**** EXERCISE INPUT
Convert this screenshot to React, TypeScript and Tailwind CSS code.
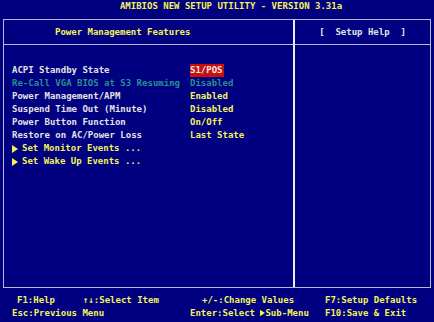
import React from 'react';

type Row = { label: string; value: string; dim?: boolean; active?: boolean };

const rows: Row[] = [
  { label: 'ACPI Standby State', value: 'S1/POS', active: true },
  { label: 'Re-Call VGA BIOS at S3 Resuming', value: 'Disabled', dim: true },
  { label: 'Power Management/APM', value: 'Enabled' },
  { label: 'Suspend Time Out (Minute)', value: 'Disabled' },
  { label: 'Power Button Function', value: 'On/Off' },
  { label: 'Restore on AC/Power Loss', value: 'Last State' },
];

const subMenus = ['Set Monitor Events ...', 'Set Wake Up Events ...'];

const Arrow = ({ gap = true }: { gap?: boolean }) => (
  <svg
    width="6"
    height="8"
    viewBox="0 0 6 8"
    className={gap ? 'inline-block mr-[4px] align-[-1px]' : 'inline-block align-[-1px] w-[5px]'}
  >
    <path d="M0 0 L6 4 L0 8 Z" fill="#f4f45a" />
  </svg>
);

export default function App() {
  return (
    <div
      className="w-[434px] h-[322px] bg-[#000080] flex flex-col text-[9px] leading-[13px] font-bold text-[#e4e4e4] overflow-hidden"
      style={{ fontFamily: '"DejaVu Sans Mono", "Liberation Mono", monospace' }}
    >
      {/* title */}
      <div className="h-[19px] flex items-start justify-center pl-[28px] text-[#f4f45a] whitespace-pre">
        AMIBIOS NEW SETUP UTILITY - VERSION 3.31a
      </div>

      {/* main box */}
      <div className="mx-[3px] h-[269px] border border-[#b8b8d8] grid grid-cols-[291px_1fr]">
        <div className="flex flex-col border-r-2 border-[#ececf4]">
          <div className="h-[25px] border-b border-[#b8b8d8] flex items-center pl-[51px] text-[#f4f45a]">
            Power Management Features
          </div>
          <div className="pt-[19px] pl-[8px] flex flex-col">
            {rows.map(r => (
              <div key={r.label} className="grid grid-cols-[178px_1fr] h-[13px] items-center whitespace-pre">
                <span className={r.dim ? 'text-[#259090]' : ''}>{r.label}</span>
                <span>
                  <span
                    className={
                      r.active
                        ? 'bg-[#c81010] text-[#f4e8e8] inline-block h-[13px] pr-[1px]'
                        : r.dim
                        ? 'text-[#259090]'
                        : 'text-[#f4f45a]'
                    }
                  >
                    {r.value}
                  </span>
                </span>
              </div>
            ))}
            {subMenus.map(s => (
              <div key={s} className="h-[13px] flex items-center text-[#f4f45a] whitespace-pre">
                <Arrow />
                {s}
              </div>
            ))}
          </div>
        </div>
        <div className="flex flex-col">
          <div className="h-[25px] border-b border-[#b8b8d8] flex items-center justify-center whitespace-pre">
            [  Setup Help  ]
          </div>
        </div>
      </div>

      {/* footer */}
      <div className="pt-[6px] text-[#f4f45a] whitespace-pre">
        <div className="h-[13px] flex items-center pl-[17px]">
          <span className="w-[66px]">F1:Help</span>
          <span className="w-[119px]">↑↓:Select Item</span>
          <span className="w-[123px]">+/-:Change Values</span>
          <span>F7:Setup Defaults</span>
        </div>
        <div className="h-[13px] flex items-center pl-[12px]">
          <span className="w-[178px]">Esc:Previous Menu</span>
          <span className="w-[135px]">
            Enter:Select <Arrow gap={false} />Sub-Menu
          </span>
          <span>F10:Save &amp; Exit</span>
        </div>
      </div>
    </div>
  );
}
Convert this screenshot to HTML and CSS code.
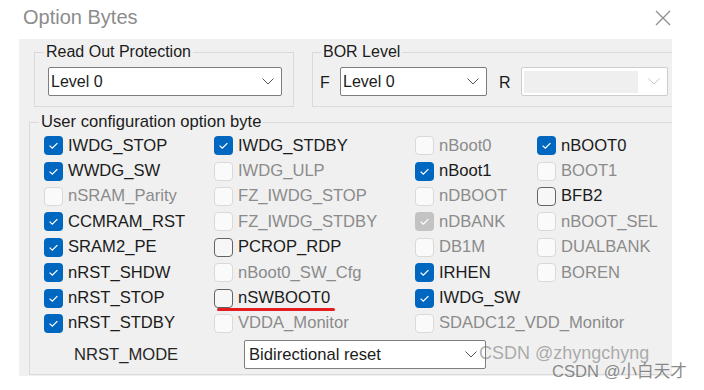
FILE: index.html
```html
<!DOCTYPE html>
<html lang="en">
<head>
    <meta charset="UTF-8">
    <title>Option Bytes</title>
    <link rel="stylesheet" href="styles.css">
</head>
<body>
    <div class="titlebar">
        <span class="title">Option Bytes</span>
        <svg class="close" width="16" height="16" viewBox="0 0 16 16">
            <path d="M1 1 L15 15 M15 1 L1 15" stroke="#8e8e8e" stroke-width="1.3" fill="none"/>
        </svg>
    </div>
    <div class="panel">
        <div class="top-groups">
            <fieldset class="group rop">
                <legend>Read Out Protection</legend>
                <div class="combo rop-combo">
                    <span>Level 0</span>
                    <svg class="chev" width="12" height="7" viewBox="0 0 12 7"><path d="M0.5 0.5 L6 6 L11.5 0.5" stroke="#555" fill="none"/></svg>
                </div>
            </fieldset>
            <fieldset class="group bor">
                <legend>BOR Level</legend>
                <div class="bor-row">
                    <span class="side-label">F</span>
                    <div class="combo bor-combo">
                        <span>Level 0</span>
                        <svg class="chev" width="12" height="7" viewBox="0 0 12 7"><path d="M0.5 0.5 L6 6 L11.5 0.5" stroke="#555" fill="none"/></svg>
                    </div>
                    <span class="side-label r">R</span>
                    <div class="combo bor-combo disabled">
                        <span class="fill"></span>
                        <svg class="chev" width="12" height="7" viewBox="0 0 12 7"><path d="M0.5 0.5 L6 6 L11.5 0.5" stroke="#c6c6c6" fill="none"/></svg>
                    </div>
                </div>
            </fieldset>
        </div>
        <fieldset class="group user">
            <legend>User configuration option byte</legend>
            <div class="opts" id="opts"></div>
            <div class="nrst-row">
                <span class="nrst-label">NRST_MODE</span>
                <div class="combo nrst-combo">
                    <span>Bidirectional reset</span>
                    <svg class="chev" width="12" height="7" viewBox="0 0 12 7"><path d="M0.5 0.5 L6 6 L11.5 0.5" stroke="#555" fill="none"/></svg>
                </div>
            </div>
        </fieldset>
    </div>
    <div class="watermark wm1">CSDN @zhyngchyng</div>
    <div class="watermark wm2">CSDN @小白天才</div>
    <script src="script.js"></script>
</body>
</html>
```

FILE: script.js
```js
// c = checked, o = enabled unchecked, d = disabled, dc = disabled checked, "" = empty cell
const options = [
    ["IWDG_STOP", "c"], ["IWDG_STDBY", "c"], ["nBoot0", "d"], ["nBOOT0", "c"],
    ["WWDG_SW", "c"], ["IWDG_ULP", "d"], ["nBoot1", "c"], ["BOOT1", "d"],
    ["nSRAM_Parity", "d"], ["FZ_IWDG_STOP", "d"], ["nDBOOT", "d"], ["BFB2", "o"],
    ["CCMRAM_RST", "c"], ["FZ_IWDG_STDBY", "d"], ["nDBANK", "dc"], ["nBOOT_SEL", "d"],
    ["SRAM2_PE", "c"], ["PCROP_RDP", "o"], ["DB1M", "d"], ["DUALBANK", "d"],
    ["nRST_SHDW", "c"], ["nBoot0_SW_Cfg", "d"], ["IRHEN", "c"], ["BOREN", "d"],
    ["nRST_STOP", "c"], ["nSWBOOT0", "o", "marked"], ["IWDG_SW", "c"], ["", ""],
    ["nRST_STDBY", "c"], ["VDDA_Monitor", "d"], ["SDADC12_VDD_Monitor", "d"], ["", ""]
];

const check = '<svg width="19" height="19" viewBox="0 0 19 19"><path d="M5.6 9.6 L8.3 12.2 L13.4 7.1" stroke="#fff" stroke-width="1.3" fill="none"/></svg>';

const opts = document.getElementById("opts");
options.forEach(([name, state, extra]) => {
    const cell = document.createElement("div");
    cell.className = "opt";
    if (name) {
        cell.classList.add("st-" + state);
        if (extra) cell.classList.add(extra);
        const isChecked = state === "c" || state === "dc";
        cell.innerHTML = '<span class="box">' + (isChecked ? check : "") + '</span><span class="name">' + name + '</span>';
    }
    opts.appendChild(cell);
});
```

FILE: styles.css
```css
* {
    box-sizing: border-box;
}
body {
    margin: 0;
    background: #fff;
    font-family: "Liberation Sans", Arial, sans-serif;
    color: #1b1b1b;
    position: relative;
    height: 390px;
    overflow: hidden;
}
.titlebar {
    height: 39px;
    display: flex;
    align-items: center;
    padding-left: 23px;
    padding-bottom: 5px;
}
.title {
    font-size: 20px;
    color: #8c8c8c;
    flex: 1;
}
.close {
    margin-right: 33px;
    margin-top: 2px;
}
.panel {
    margin-left: 19px;
    width: 653px;
    height: 337px;
    background: #f0f0f0;
    padding-top: 4px;
    overflow: hidden;
}
.top-groups {
    display: flex;
    width: 900px;
}
.group {
    margin: 0;
    border: 1px solid #dadada;
    min-width: 0;
}
.group legend {
    padding: 0 2px;
    font-size: 16px;
    line-height: 18px;
}
.rop {
    margin-left: 15px;
    width: 260px;
    padding: 6px 0 10px 13px;
}
.rop legend {
    margin-left: -4px;
}
.bor {
    margin-left: 18px;
    width: 420px;
    padding: 6px 0 10px 7px;
}
.bor legend {
    margin-left: 1px;
}
.combo {
    height: 29px;
    background: #fff;
    border: 1px solid #7d7d7d;
    border-radius: 2px;
    display: flex;
    align-items: center;
    justify-content: space-between;
    padding: 0 7px 0 2px;
    font-size: 16px;
}
.rop-combo {
    width: 234px;
}
.bor-row {
    display: flex;
    align-items: center;
}
.side-label {
    font-size: 16px;
    width: 20px;
    margin-top: 3px;
}
.side-label.r {
    margin-left: 12px;
    width: 22px;
}
.bor-combo {
    width: 147px;
}
.bor-combo.disabled {
    border-color: #cdcdcd;
    padding-left: 2px;
}
.bor-combo .fill {
    width: 114px;
    height: 22px;
    background: #efefef;
}
.user {
    margin-left: 10px;
    margin-top: 5px;
    width: 720px;
    padding: 1px 0 5px 14px;
}
.user legend {
    font-size: 16.6px;
    line-height: 20px;
    margin-left: -5px;
}
.opts {
    display: grid;
    grid-template-columns: 170px 201px 122px 150px;
    grid-auto-rows: 25.4px;
    font-size: 16.6px;
}
.opt {
    display: flex;
    align-items: center;
    gap: 5px;
    position: relative;
}
.box {
    width: 19px;
    height: 19px;
    border-radius: 4px;
    flex: none;
    display: block;
}
.box svg {
    display: block;
}
.st-c .box {
    background: #0067c0;
}
.st-o .box {
    background: #f7f7f7;
    border: 1px solid #646464;
}
.st-d .box {
    background: #fafafa;
    border: 1px solid #d9d9d9;
}
.st-dc .box {
    background: #c3c3c3;
}
.st-d .name,
.st-dc .name {
    color: #8b8b8b;
}
.marked::after {
    content: "";
    position: absolute;
    left: 3px;
    width: 118px;
    bottom: 0px;
    height: 3px;
    border-radius: 2px;
    background: #e41e1e;
}
.nrst-row {
    display: flex;
    align-items: center;
    margin-top: 4px;
}
.nrst-label {
    font-size: 16.6px;
    margin-left: 30px;
    width: 170px;
    color: #262626;
}
.nrst-combo {
    width: 242px;
    font-size: 16.6px;
    padding-left: 4px;
    padding-right: 8px;
}
.watermark {
    position: absolute;
    white-space: nowrap;
    font-family: "Liberation Sans", Arial, "Noto Sans CJK SC", sans-serif;
}
.wm1 {
    left: 479px;
    top: 342px;
    font-size: 18px;
    line-height: 22px;
    color: rgba(110, 110, 110, 0.55);
}
.wm2 {
    left: 552px;
    top: 362px;
    font-size: 16.6px;
    line-height: 20px;
    color: rgba(100, 100, 100, 0.75);
}
```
********
PROBLEM DESCRIPTION: Search the lines for "React". Copy each line that has it.

ANSWER TO THIS EXERCISE:
Convert this screenshot to React, TypeScript and Tailwind CSS code.
import React from 'react';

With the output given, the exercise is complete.